Por último, mas não em último, urge a implementação dos dispositivos da LDB que prescrevem a tolerância como princípio de política educacional (art. 3º, IV e art. 32, IV), em consonância com o Protocolo Adicional da Convenção Americana de Direitos Humanos, segundo o qual “a educação deve tornar todas as pessoas capazes de participar efetivamente de uma sociedade democrática e pluralista (…) e favorecer a compreensão, a tolerância e a amizade entre (…) todos os grupos raciais, étnicos ou religiosos, e promover as atividades em prol da manutenção da paz” (art. 13, item 2).

Nossos esforços em defesa de políticas públicas de promoção do respeito religioso relembram o histórico de luta de nossas lideranças como Mãe Aninha que, em 1930 se desloca ao Palácio do Catete e exige o fim da perseguição policial e respeito as nossas práticas; na década de 1940 Mãe Lídia Alves reivindica a reabertura das casas de Candomblé no estado de Pernambuco, ambas enfrentaram com altivez o regime militar. Toda homenagem e honra aos nossos ancestrais escravizados condenados a morte pelo crime de feitiçaria; aqueles obrigados a fecharem seus templos; aos que se submeteram a exames de sanidade mental; presos; torturados; aqueles que tiveram seus artefatos sagrados apreendidos e as crianças arrancadas de seus pais e mães com o aval do Estado brasileiro em razão de sua crença em nossa religião.
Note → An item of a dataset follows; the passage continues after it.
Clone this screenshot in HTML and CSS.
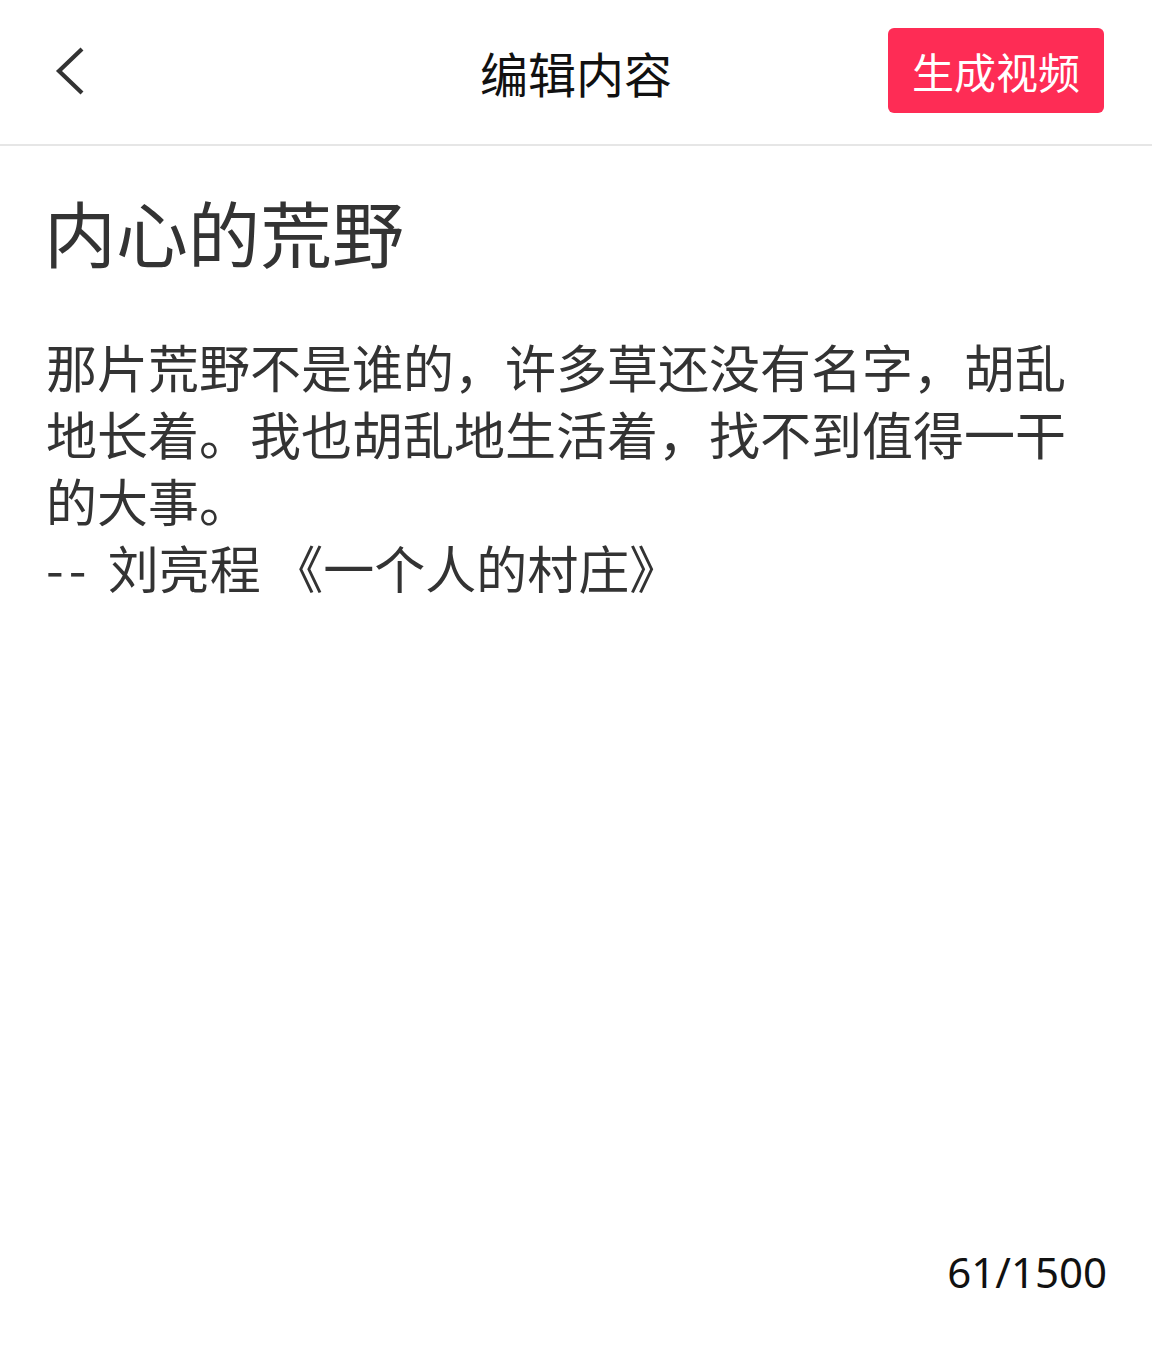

São Paulo, 22 de agosto de 2022.

UNEafro Brasil[1]

IDAFRO Instituto de Defesa das Religiões Afro-brasileiras

ILÊ ARA Instituto Livre de Estudos Avançados em Religiões Afro-brasileiras

Grupo de Pesquisa LAROYÊ culturas infantis e pedagogias descolonizadoras

CENARAB Centro Nacional de Africanidade e Resistência Afro-brasileira

Renafro Saude – Rede Nacional de Religiões Afro-Brasileiras e Saude

[1] O rol de aparição segue a ordem de adesão.